After moving out of her kitchen and into a workspace with a professional staff of four, the organization, funded by private donations, has been able to focus on its three main goals – farmland preservation, farming training and consumer education.
A full-year course called Farm Beginnings helps novice farmers learn from experienced farmers who’ve been reaping and sowing for years. Smaller classes, tours and workshops are also open to anyone who doesn’t want to commit to the full-year course.
Farmland Projects Director David Miller has worked for the Land Connection for the past few months and said while farm training is a critical component of their work, creating farms is another.
“One of the biggest problems when farmers finish their training is trying to find affordable land,” Miller said. “And we want small farmers to succeed.”
In the past year, Miller said the organization has facilitated the purchase of 220 acres of land representing two Illinois farms. They’ve also assisted many individuals in transitioning their acreages to organic or better utilizing their farmland for food production.

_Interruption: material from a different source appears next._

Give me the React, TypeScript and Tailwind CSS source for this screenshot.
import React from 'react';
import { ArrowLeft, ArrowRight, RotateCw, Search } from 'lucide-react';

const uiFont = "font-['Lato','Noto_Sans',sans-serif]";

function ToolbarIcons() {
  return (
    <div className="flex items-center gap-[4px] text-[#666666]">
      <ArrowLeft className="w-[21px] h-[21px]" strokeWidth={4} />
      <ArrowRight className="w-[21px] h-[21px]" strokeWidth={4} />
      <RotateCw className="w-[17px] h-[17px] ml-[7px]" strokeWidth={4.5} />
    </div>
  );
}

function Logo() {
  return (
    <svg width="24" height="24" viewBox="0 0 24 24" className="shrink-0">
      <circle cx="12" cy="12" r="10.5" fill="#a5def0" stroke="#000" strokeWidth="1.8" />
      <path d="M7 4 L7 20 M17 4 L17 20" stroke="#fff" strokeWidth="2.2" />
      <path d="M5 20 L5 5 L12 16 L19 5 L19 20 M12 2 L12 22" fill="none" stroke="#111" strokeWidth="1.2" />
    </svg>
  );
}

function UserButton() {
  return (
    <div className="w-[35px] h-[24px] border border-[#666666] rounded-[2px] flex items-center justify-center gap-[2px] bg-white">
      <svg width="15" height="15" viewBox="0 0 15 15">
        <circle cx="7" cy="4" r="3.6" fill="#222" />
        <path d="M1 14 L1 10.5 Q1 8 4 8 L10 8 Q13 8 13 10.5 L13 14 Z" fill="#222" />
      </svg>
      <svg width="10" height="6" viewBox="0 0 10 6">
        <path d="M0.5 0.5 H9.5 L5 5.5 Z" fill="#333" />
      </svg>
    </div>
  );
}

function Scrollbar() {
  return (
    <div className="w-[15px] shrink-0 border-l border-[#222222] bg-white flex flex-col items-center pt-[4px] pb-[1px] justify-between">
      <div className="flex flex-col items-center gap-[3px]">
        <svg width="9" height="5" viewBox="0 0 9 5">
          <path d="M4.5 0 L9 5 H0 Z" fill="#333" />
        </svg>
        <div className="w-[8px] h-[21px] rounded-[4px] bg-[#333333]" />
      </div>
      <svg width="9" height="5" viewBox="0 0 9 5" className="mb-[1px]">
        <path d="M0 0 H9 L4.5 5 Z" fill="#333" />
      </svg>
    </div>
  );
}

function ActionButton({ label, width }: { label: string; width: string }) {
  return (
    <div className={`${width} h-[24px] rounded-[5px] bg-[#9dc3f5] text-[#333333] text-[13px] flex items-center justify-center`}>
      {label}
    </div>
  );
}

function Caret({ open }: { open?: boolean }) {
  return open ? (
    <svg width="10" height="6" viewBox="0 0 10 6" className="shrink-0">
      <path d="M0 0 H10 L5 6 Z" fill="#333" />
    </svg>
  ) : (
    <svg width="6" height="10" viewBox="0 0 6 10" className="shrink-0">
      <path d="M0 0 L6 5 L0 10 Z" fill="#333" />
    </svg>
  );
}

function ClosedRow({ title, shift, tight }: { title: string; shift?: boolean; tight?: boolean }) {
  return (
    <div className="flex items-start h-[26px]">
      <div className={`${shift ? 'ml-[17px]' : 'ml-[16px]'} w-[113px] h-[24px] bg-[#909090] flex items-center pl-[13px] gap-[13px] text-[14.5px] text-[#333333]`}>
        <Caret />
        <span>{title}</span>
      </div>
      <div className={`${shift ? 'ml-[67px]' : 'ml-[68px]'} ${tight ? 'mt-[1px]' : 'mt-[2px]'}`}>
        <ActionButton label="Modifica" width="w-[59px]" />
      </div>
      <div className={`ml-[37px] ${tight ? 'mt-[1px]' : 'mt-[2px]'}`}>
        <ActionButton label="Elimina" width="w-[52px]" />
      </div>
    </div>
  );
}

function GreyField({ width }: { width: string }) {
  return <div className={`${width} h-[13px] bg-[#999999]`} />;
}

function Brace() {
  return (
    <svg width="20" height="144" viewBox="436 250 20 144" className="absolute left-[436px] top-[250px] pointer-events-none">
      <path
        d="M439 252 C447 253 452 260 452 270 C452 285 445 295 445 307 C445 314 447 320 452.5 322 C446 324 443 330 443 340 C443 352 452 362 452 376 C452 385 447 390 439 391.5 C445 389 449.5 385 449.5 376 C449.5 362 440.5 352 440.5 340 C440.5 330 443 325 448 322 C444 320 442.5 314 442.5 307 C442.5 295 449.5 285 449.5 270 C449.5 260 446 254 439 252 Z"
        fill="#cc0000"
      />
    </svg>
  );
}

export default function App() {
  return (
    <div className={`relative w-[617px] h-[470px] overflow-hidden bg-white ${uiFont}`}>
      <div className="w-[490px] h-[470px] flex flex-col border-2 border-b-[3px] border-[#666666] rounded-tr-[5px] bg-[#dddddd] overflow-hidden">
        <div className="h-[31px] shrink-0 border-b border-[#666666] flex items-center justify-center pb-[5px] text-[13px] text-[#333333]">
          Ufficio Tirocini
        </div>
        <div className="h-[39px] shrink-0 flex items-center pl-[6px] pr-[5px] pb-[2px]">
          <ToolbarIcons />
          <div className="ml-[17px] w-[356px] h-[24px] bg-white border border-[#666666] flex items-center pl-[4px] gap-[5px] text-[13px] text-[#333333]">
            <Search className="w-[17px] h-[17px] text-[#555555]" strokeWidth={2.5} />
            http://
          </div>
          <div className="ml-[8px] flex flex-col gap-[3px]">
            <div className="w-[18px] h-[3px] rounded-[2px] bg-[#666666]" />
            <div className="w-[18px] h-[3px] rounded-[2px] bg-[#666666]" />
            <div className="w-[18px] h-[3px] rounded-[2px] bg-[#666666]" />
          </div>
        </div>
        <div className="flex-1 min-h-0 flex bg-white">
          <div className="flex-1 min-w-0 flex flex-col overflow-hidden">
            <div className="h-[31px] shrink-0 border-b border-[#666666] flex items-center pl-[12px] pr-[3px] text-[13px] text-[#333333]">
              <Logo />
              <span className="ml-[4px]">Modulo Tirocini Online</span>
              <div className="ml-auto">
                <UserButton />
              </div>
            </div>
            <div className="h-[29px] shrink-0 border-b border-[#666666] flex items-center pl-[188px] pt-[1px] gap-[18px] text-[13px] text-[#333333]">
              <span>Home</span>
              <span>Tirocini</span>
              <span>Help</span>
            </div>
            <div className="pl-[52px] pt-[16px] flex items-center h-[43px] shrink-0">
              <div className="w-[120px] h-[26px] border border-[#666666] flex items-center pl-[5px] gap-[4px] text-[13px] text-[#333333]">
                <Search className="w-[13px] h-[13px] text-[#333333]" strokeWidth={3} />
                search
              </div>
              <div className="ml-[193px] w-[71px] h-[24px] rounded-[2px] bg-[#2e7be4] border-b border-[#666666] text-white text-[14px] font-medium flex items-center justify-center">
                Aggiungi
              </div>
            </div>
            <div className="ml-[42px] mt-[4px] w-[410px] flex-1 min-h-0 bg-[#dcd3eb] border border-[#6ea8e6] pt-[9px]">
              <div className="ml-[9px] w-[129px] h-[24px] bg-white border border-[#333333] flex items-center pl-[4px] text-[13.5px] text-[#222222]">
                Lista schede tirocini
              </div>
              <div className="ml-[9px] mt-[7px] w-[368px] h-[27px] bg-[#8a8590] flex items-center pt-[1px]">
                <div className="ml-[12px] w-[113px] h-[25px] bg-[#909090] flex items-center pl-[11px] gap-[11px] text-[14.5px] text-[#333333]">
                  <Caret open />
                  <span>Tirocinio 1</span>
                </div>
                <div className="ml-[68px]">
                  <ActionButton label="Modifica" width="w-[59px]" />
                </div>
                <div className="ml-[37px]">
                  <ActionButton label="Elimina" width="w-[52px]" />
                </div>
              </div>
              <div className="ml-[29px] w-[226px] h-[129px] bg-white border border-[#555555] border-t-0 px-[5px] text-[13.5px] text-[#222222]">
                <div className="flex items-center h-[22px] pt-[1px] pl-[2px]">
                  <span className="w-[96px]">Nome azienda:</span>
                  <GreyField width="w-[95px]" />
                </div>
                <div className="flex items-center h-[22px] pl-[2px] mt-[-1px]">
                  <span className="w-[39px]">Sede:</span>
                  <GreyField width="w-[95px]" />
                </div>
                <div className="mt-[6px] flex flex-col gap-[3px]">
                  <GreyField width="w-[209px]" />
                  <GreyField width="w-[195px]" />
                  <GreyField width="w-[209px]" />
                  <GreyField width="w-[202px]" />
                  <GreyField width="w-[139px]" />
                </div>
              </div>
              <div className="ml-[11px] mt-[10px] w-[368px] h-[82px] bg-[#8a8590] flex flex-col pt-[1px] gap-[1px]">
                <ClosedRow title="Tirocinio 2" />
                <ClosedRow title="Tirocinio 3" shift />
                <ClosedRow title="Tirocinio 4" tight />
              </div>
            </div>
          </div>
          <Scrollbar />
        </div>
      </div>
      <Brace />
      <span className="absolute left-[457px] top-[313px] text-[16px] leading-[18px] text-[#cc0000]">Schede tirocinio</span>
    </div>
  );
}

“Instead of just saving a few parcels of farmland, we want to save thousands of acres,” Brockman said. “Everything we do, we’re trying to ramp it up to be more effective and reach more people.”
And as farmland continues to dwindle, the organization is aiming to ramp things up as quickly as possible.
The Community Involved in Sustainable Agriculture predicts approximately 400 million acres of U.S. farmland will change hands in the next 20 years.
Brockman’s response to these figures – “You know if that land gets built on, it’s gone. The time is now.”